On the form factor side, the team would design and build a dummy vibrator, just for the shape and the silicone covering, and turn to their beta tester group to get feedback. Women’s bodies, of course, vary, and Lioness wanted to respect those variations and account for them in the product design. For example, the team worked on a lot of different designs to account for the variations in distance between the clitoris and the vaginal opening. The result was a flexible clitoral nut that adapts to each woman’s body.
“There’s still going to be a limit to how adaptable it is,” says Wang. “That’s inevitable with hardware devices that are molded to the body, in general. But we think we’ve done a great job compared to the rest of the market.”
At the same time, they worked on the functional prototypes.
“We did five runs per [functional] prototype,” says Lee. “Each one took a day. So it took us five days to produce prototypes, send them out, and get feedback.

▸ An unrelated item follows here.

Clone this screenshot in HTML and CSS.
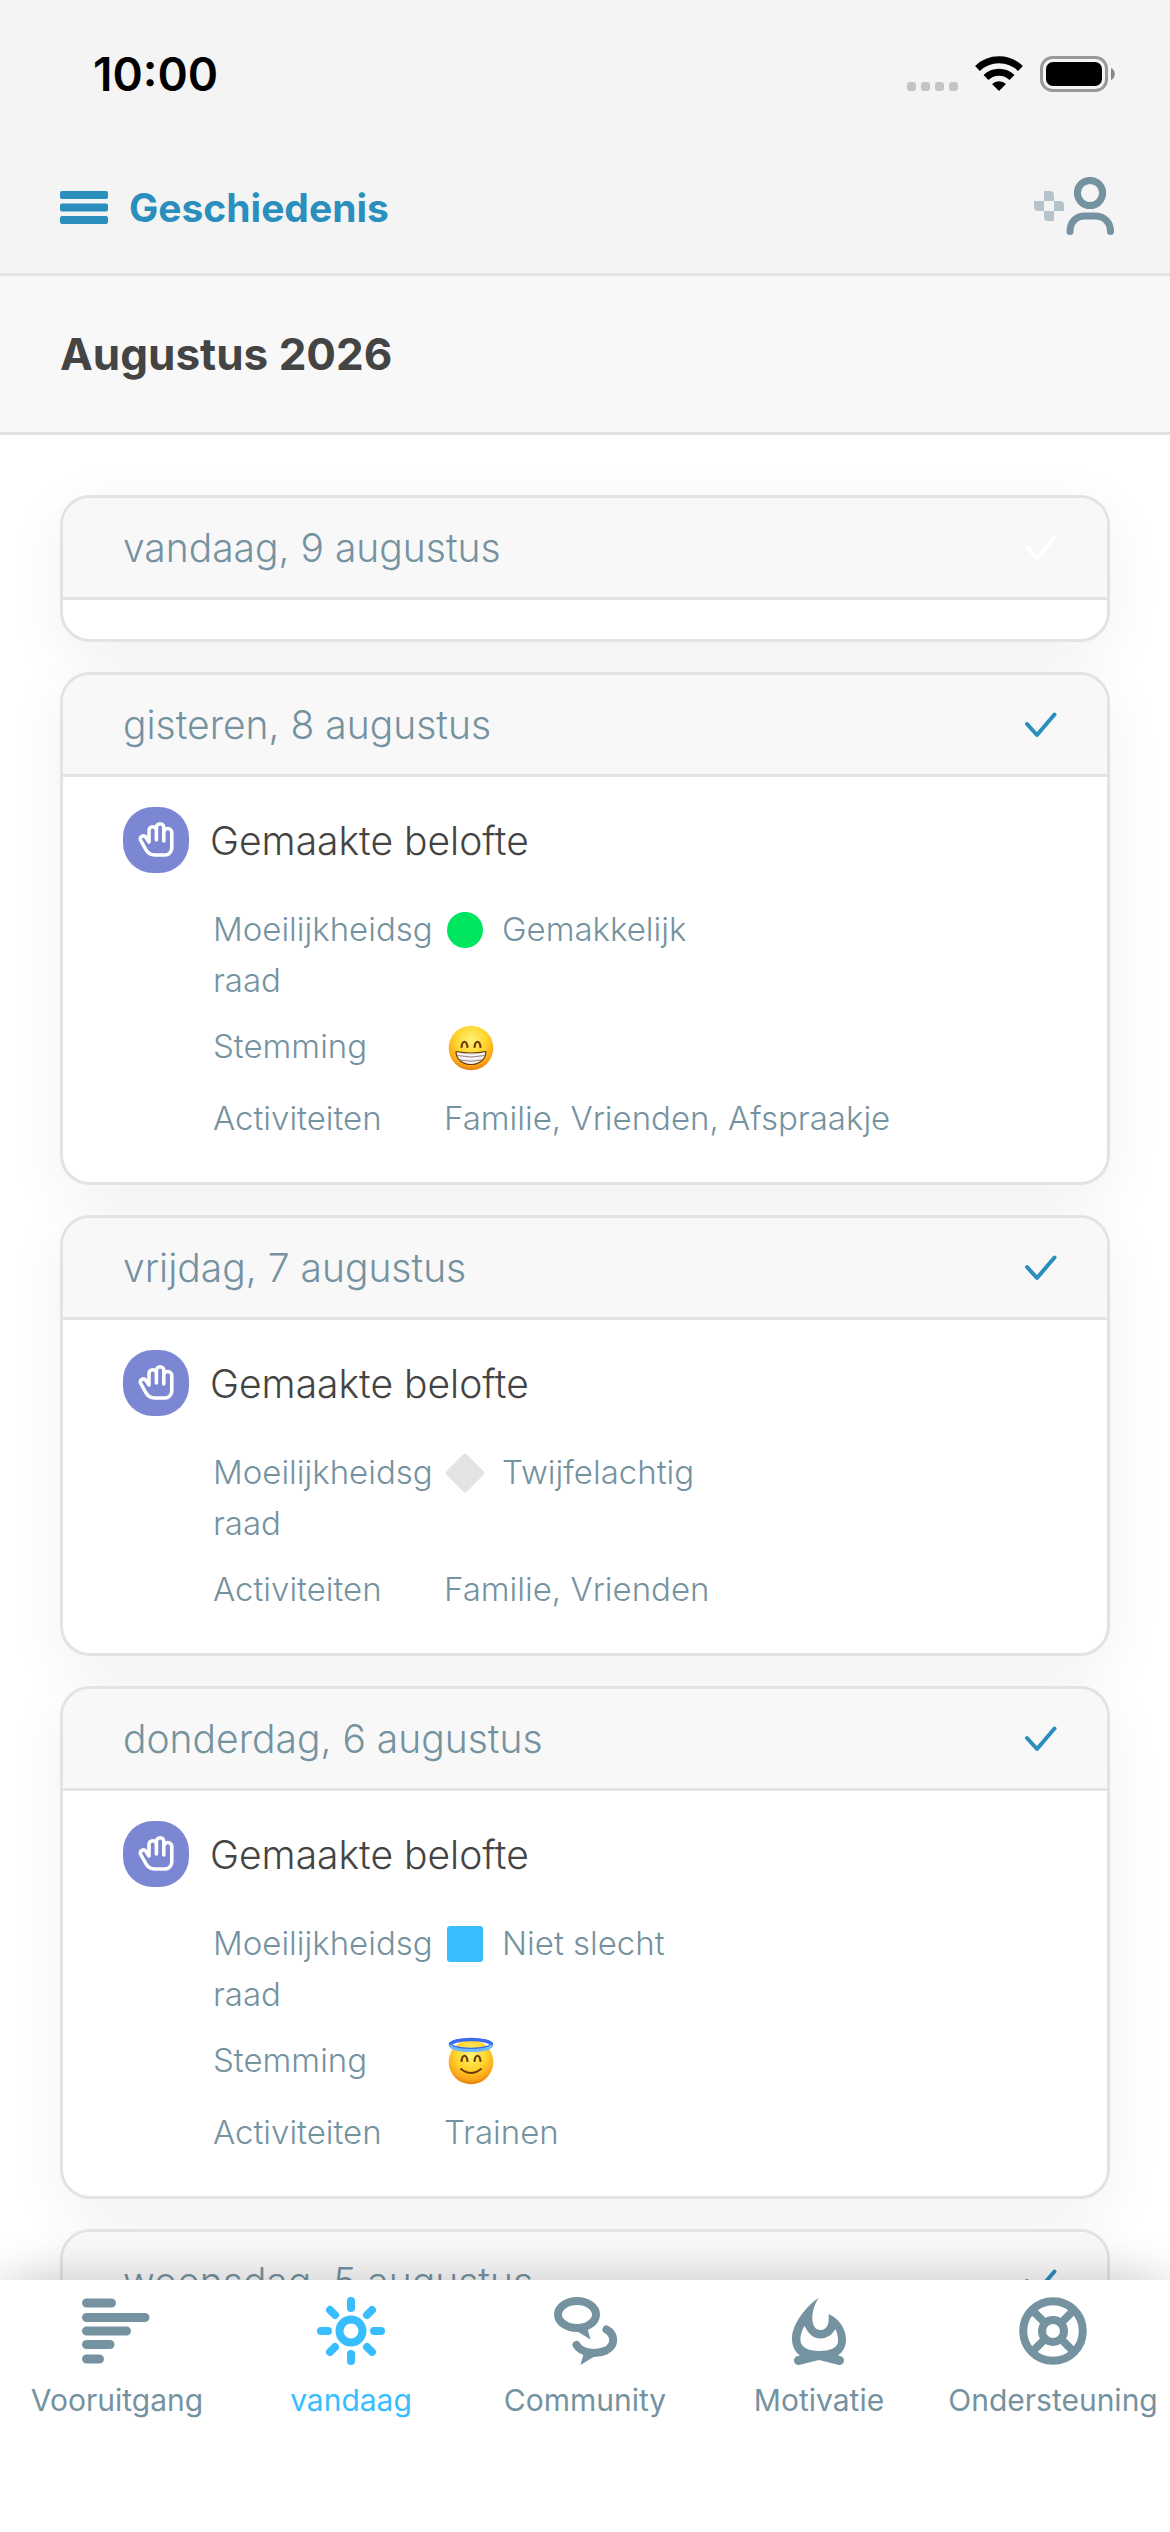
FILE: index.html
```html
<!DOCTYPE html>
<html lang="nl">
<head>
    <meta charset="UTF-8">
    <meta name="viewport" content="width=device-width, initial-scale=1.0">
    <title>Geschiedenis</title>
    <link rel="stylesheet" href="styles.css">
</head>
<body>
    <!-- Iconen die vaker terugkomen -->
    <svg class="sprite" aria-hidden="true">
        <symbol id="check" viewBox="0 0 32 26">
            <path d="M2 12L12 23L29.500 2.500" fill="none" stroke="currentColor" stroke-width="4" stroke-linecap="round" stroke-linejoin="round"/>
        </symbol>
        <symbol id="hand" viewBox="0 0 66 66">
            <path d="M26 35V23.500a3.700 3.700 0 0 1 7.400 0V33V20.500a3.700 3.700 0 0 1 7.400 0V34V25.500a4 4 0 0 1 8 0V41a7 7 0 0 1-7 7H32c-5 0-7.500-2-9.500-6l-5-9c-1-4 4-5.500 5.500-2.500L26 35" fill="none" stroke="#fff" stroke-width="3.600" stroke-linecap="round" stroke-linejoin="round"/>
        </symbol>
        <radialGradient id="face" cx="50%" cy="32%" r="68%">
            <stop offset="0" stop-color="#fff27a"/>
            <stop offset="0.500" stop-color="#ffd52e"/>
            <stop offset="0.850" stop-color="#fba51a"/>
            <stop offset="1" stop-color="#e07c08"/>
        </radialGradient>
    </svg>

    <header class="top">
        <div class="status">
            <span class="time">10:00</span>
            <svg class="status-icons" viewBox="0 0 208 38" aria-hidden="true">
                <g fill="#c4c4c4">
                    <rect x="0" y="27" width="9" height="9" rx="3"/>
                    <rect x="14" y="27" width="9" height="9" rx="3"/>
                    <rect x="28" y="27" width="9" height="9" rx="3"/>
                    <rect x="42" y="27" width="9" height="9" rx="3"/>
                </g>
                <g fill="none" stroke="#000" stroke-width="7">
                    <path d="M70.500 13.500a31 31 0 0 1 43 0"/>
                    <path d="M79 22.500a18.500 18.500 0 0 1 26 0"/>
                </g>
                <path d="M92 36l-7-7a10 10 0 0 1 14 0z"/>
                <rect x="134.500" y="2.500" width="65" height="33" rx="11" fill="none" stroke="#999" stroke-width="3"/>
                <rect x="139" y="7" width="56" height="24" rx="7"/>
                <path d="M204 13c5 2 5 10 0 12z" fill="#888"/>
            </svg>
        </div>
        <div class="nav">
            <button class="menu-button" type="button">
                <svg class="menu-icon" viewBox="0 0 48 33" aria-hidden="true">
                    <rect width="48" height="8" rx="2"/>
                    <rect y="12.500" width="48" height="8" rx="2"/>
                    <rect y="25" width="48" height="8" rx="2"/>
                </svg>
                Geschiedenis
            </button>
            <button class="profile-button" type="button" aria-label="Profiel">
                <svg class="profile-icon" viewBox="0 0 80 60" aria-hidden="true">
                    <g fill="#b5c4ca">
                        <path d="M10 14h6a4 4 0 0 1 4 4v6H10z"/>
                        <path d="M0 24h10v10H4a4 4 0 0 1-4-4z"/>
                        <path d="M20 24h6a4 4 0 0 1 4 4v6H20z"/>
                        <path d="M10 34h10v10h-6a4 4 0 0 1-4-4z"/>
                    </g>
                    <g fill="none" stroke="#7592a0" stroke-width="7" stroke-linecap="round">
                        <circle cx="56" cy="16" r="12.600"/>
                        <path d="M36 54.500C36 45 42 39 51 39h10c9 0 15.500 6 15.500 15.500"/>
                    </g>
                </svg>
            </button>
        </div>
    </header>

    <h1 class="month">Augustus 2026</h1>

    <main class="days">
        <section class="card">
            <div class="card-header">
                <h2 class="date">vandaag, 9 augustus</h2>
                <svg class="check check-open"><use href="#check"/></svg>
            </div>
            <div class="card-body card-empty"></div>
        </section>

        <section class="card">
            <div class="card-header">
                <h2 class="date">gisteren, 8 augustus</h2>
                <svg class="check"><use href="#check"/></svg>
            </div>
            <div class="card-body">
                <h3 class="promise"><svg class="hand"><use href="#hand"/></svg>Gemaakte belofte</h3>
                <dl class="details">
                    <dt>Moeilijkheidsgraad</dt>
                    <dd><span class="shape circle"></span>Gemakkelijk</dd>
                    <dt>Stemming</dt>
                    <dd class="mood">
                        <svg class="emoji" viewBox="0 0 54 57" role="img" aria-label="Grijnzend gezicht">
                            <circle cx="27" cy="27" r="22.300" fill="url(#face)"/>
                            <path d="M17.500 26c1-7 5-7 6 0M30.500 26c1-7 5-7 6 0" fill="none" stroke="#6b3c06" stroke-width="2.200" stroke-linecap="round"/>
                            <path d="M12 30.500q15 3 30 0c0 8-7 13-15 13s-15-5-15-13z" fill="#f2f2f6" stroke="#6b3c06" stroke-width="1.200" stroke-linejoin="round"/>
                            <path d="M13 34.500q14 3 28 0M16 39q11 2.500 22 0" fill="none" stroke="#9a8279" stroke-width="1"/>
                        </svg>
                    </dd>
                    <dt>Activiteiten</dt>
                    <dd>Familie, Vrienden, Afspraakje</dd>
                </dl>
            </div>
        </section>

        <section class="card">
            <div class="card-header">
                <h2 class="date">vrijdag, 7 augustus</h2>
                <svg class="check"><use href="#check"/></svg>
            </div>
            <div class="card-body">
                <h3 class="promise"><svg class="hand"><use href="#hand"/></svg>Gemaakte belofte</h3>
                <dl class="details">
                    <dt>Moeilijkheidsgraad</dt>
                    <dd><span class="shape diamond"></span>Twijfelachtig</dd>
                    <dt>Activiteiten</dt>
                    <dd>Familie, Vrienden</dd>
                </dl>
            </div>
        </section>

        <section class="card">
            <div class="card-header">
                <h2 class="date">donderdag, 6 augustus</h2>
                <svg class="check"><use href="#check"/></svg>
            </div>
            <div class="card-body">
                <h3 class="promise"><svg class="hand"><use href="#hand"/></svg>Gemaakte belofte</h3>
                <dl class="details">
                    <dt>Moeilijkheidsgraad</dt>
                    <dd><span class="shape square"></span>Niet slecht</dd>
                    <dt>Stemming</dt>
                    <dd class="mood">
                        <svg class="emoji" viewBox="0 0 54 57" role="img" aria-label="Gezicht met aureool">
                            <circle cx="27" cy="27" r="22.300" fill="url(#face)"/>
                            <path d="M17.500 26c1-7 5-7 6 0M30.500 26c1-7 5-7 6 0" fill="none" stroke="#6b3c06" stroke-width="2.200" stroke-linecap="round"/>
                            <path d="M17 34q10 8 20 0" fill="none" stroke="#6b3c06" stroke-width="2" stroke-linecap="round"/>
                            <ellipse cx="27" cy="9.500" rx="20.500" ry="5" fill="none" stroke="#3a6cec" stroke-width="3.500"/>
                            <path d="M7 11c3 6 37 6 40 0" fill="none" stroke="#6db9fb" stroke-width="3" stroke-linecap="round"/>
                        </svg>
                    </dd>
                    <dt>Activiteiten</dt>
                    <dd>Trainen</dd>
                </dl>
            </div>
        </section>

        <section class="card">
            <div class="card-header">
                <h2 class="date">woensdag, 5 augustus</h2>
                <svg class="check"><use href="#check"/></svg>
            </div>
            <div class="card-body card-empty"></div>
        </section>
    </main>

    <nav class="tabs">
        <a href="#vooruitgang" class="tab">
            <svg class="tab-icon" viewBox="0 0 68 68" aria-hidden="true">
                <g fill="none" stroke="currentColor" stroke-width="9" stroke-linecap="round">
                    <path d="M3.500 6H28.500M3.500 20.500H62M3.500 34H43.500M3.500 47.500H27M3.500 62H16.500"/>
                </g>
            </svg>
            Vooruitgang
        </a>
        <a href="#vandaag" class="tab active">
            <svg class="tab-icon" viewBox="0 0 68 68" aria-hidden="true">
                <g fill="none" stroke="currentColor" stroke-width="8" stroke-linecap="round">
                    <circle cx="34" cy="34" r="11.500"/>
                    <path d="M34 4v7M34 57v7M4 34h7M57 34h7M13 13l5 5M50 50l5 5M13 55l5-5M50 18l5-5"/>
                </g>
            </svg>
            vandaag
        </a>
        <a href="#community" class="tab">
            <svg class="tab-icon" viewBox="0 0 68 68" aria-hidden="true">
                <g fill="none" stroke="currentColor" stroke-width="8" stroke-linecap="round">
                    <ellipse cx="26" cy="17.500" rx="19" ry="13.500"/>
                    <path d="M55.500 32.500C65 38 64 49 55 53.500C44 58.500 30 55.500 25.500 48"/>
                </g>
                <path d="M24 33l15.500 9.500L36 30zM33 55l-3.500 13L45 58.500z" fill="currentColor"/>
            </svg>
            Community
        </a>
        <a href="#motivatie" class="tab">
            <svg class="tab-icon" viewBox="0 0 68 68" aria-hidden="true">
                <path fill="currentColor" fill-rule="evenodd" d="M33.500 1C24 7 7 25 7 42c0 7 3 13 8 16.500l-2 .5a4.500 4.500 0 0 0 1 9L34 63l20 5a4.500 4.500 0 0 0 1-9l-2-.500c5-3.500 8-9 8-16C61 31 53 21 43.500 17c1 9-1 16-8 16c-10 0-11-18-2-32zM19.500 29c4 8 9 12.500 16 12.500S47.500 37 50.500 32c2 5 3 9 2.500 13c-1 6-8 9-19 9S16 50 15.500 44c-.5-5 1-10 4-15z"/>
            </svg>
            Motivatie
        </a>
        <a href="#ondersteuning" class="tab">
            <svg class="tab-icon" viewBox="0 0 68 68" aria-hidden="true">
                <g fill="none" stroke="currentColor" stroke-width="8">
                    <circle cx="34" cy="34" r="29.800"/>
                    <circle cx="34" cy="34" r="11"/>
                    <path d="M14 14l12 12M42 42l12 12M14 54l12-12M42 26l12-12"/>
                </g>
            </svg>
            Ondersteuning
        </a>
    </nav>
</body>
</html>
```
FILE: styles.css
```css
* {
    box-sizing: border-box;
}

body {
    margin: 0;
    height: 100vh;
    display: flex;
    flex-direction: column;
    overflow: hidden;
    background-color: #ffffff;
    color: #7592a0;
    font-family: Inter, 'Liberation Sans', sans-serif;
}

h1, h2, h3, dl, dd {
    margin: 0;
}

button {
    padding: 0;
    border: none;
    background: none;
    font: inherit;
    cursor: pointer;
}

.sprite {
    position: absolute;
    width: 0;
    height: 0;
}

/* Bovenkant */
.top {
    background-color: #f4f4f4;
    border-bottom: 3px solid #e3e3e3;
}

.status {
    display: flex;
    justify-content: space-between;
    align-items: center;
    height: 141px;
    padding: 6px 55px 0 93px;
}

.time {
    color: #000000;
    font-size: 46px;
    font-weight: 600;
}

.status-icons {
    width: 208px;
    height: 38px;
}

.nav {
    display: flex;
    justify-content: space-between;
    align-items: center;
    height: 132px;
    padding: 0 56px 0 60px;
}

.menu-button {
    display: flex;
    align-items: center;
    gap: 21px;
    color: #2a8fbd;
    font-size: 39px;
    font-weight: 700;
}

.menu-icon {
    width: 48px;
    height: 33px;
    fill: currentColor;
}

.profile-icon {
    display: block;
    width: 80px;
    height: 60px;
}

.month {
    padding: 48px 60px;
    background-color: #f8f8f8;
    border-bottom: 3px solid #e3e3e3;
    color: #444444;
    font-size: 44px;
    font-weight: 700;
    line-height: 60px;
}

/* Dagen */
.days {
    flex: 1;
    min-height: 0;
    overflow: hidden;
    display: flex;
    flex-direction: column;
    gap: 30px;
    padding: 60px 60px 0;
}

.card {
    flex-shrink: 0;
    border: 3px solid #e3e3e3;
    border-radius: 30px;
    background-color: #ffffff;
    box-shadow: 0 15px 60px rgba(0, 0, 0, 0.06);
}

.card-header {
    display: flex;
    justify-content: space-between;
    align-items: center;
    height: 102px;
    padding: 0 50px 0 60px;
    background-color: #f8f8f8;
    border-bottom: 3px solid #e3e3e3;
    border-radius: 27px 27px 0 0;
}

.date {
    font-size: 39px;
    font-weight: 300;
}

.check {
    width: 32px;
    height: 26px;
    color: #2a8fbd;
}

.check-open {
    color: #ffffff;
}

.card-body {
    padding: 30px 60px 38px;
}

.card-empty {
    padding: 39px 0 0;
}

.promise {
    display: flex;
    align-items: center;
    gap: 21px;
    margin-bottom: 31px;
    color: #444444;
    font-size: 39px;
    font-weight: 300;
}

.hand {
    width: 66px;
    height: 66px;
    border-radius: 30px;
    background-color: #7c87d4;
}

.details {
    display: grid;
    grid-template-columns: 222px 1fr;
    gap: 15px 9px;
    padding-left: 90px;
    font-size: 33px;
    font-weight: 300;
    line-height: 51px;
}

.details dt {
    overflow-wrap: anywhere;
}

.details dd {
    display: flex;
    align-items: center;
    align-self: start;
}

.shape {
    width: 36px;
    height: 36px;
    margin: 0 19px 0 3px;
}

.circle {
    border-radius: 50%;
    background-color: #00e560;
}

.diamond {
    background-color: #e3e3e3;
    border-radius: 3px;
    transform: rotate(45deg) scale(0.8);
}

.square {
    border-radius: 3px;
    background-color: #38bdff;
}

.emoji {
    width: 54px;
    height: 57px;
}

/* Tabbalk */
.tabs {
    position: relative;
    display: flex;
    padding: 17px 0 109px;
    background-color: #ffffff;
    box-shadow: 0 0 45px rgba(0, 0, 0, 0.2);
}

.tab {
    flex: 1 1 0;
    display: flex;
    flex-direction: column;
    align-items: center;
    gap: 13px;
    color: #7592a0;
    font-size: 30px;
    line-height: 45px;
    text-decoration: none;
}

.tab.active {
    color: #38bdff;
}

.tab-icon {
    width: 68px;
    height: 68px;
    overflow: visible;
}
```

Then we’d tweak stuff and do another run.”
Debugging could take three days—and sometimes the team would have to deal with mechanical failure, says Wang: “As in, something would fall off because the whole unit was vibrating.”
“If you open up one of our vibrators,” says Wang, “it looks like an early smartphone. It’s not just a battery and a motor like conventional vibrators have—it also has a full-blown microprocessor, battery management, and a sensor suite from force to temperature to accelerometer. We have all the pieces you’d expect in an IoT device in terms of intelligence and sophistication. On top of that, we’re also implementing firmware over the air.”
In other words, wireless software updates, so even after a customer buys it, she can continue to improve and upgrade her device.
The final frontier of IoT may be the most intimate
As the Internet of Things space matures, so might our sense of what’s taboo and what’s worth knocking down long-held barriers for. After all, neither silicone nor silicon makes any judgments about how we humans use our devices. They simply work. It’s our job to make sure that they do so in a manner that enhances and enriches lives, while maintaining the privacy and intimacy we inherently cherish.
In the meantime, let the Lioness roar.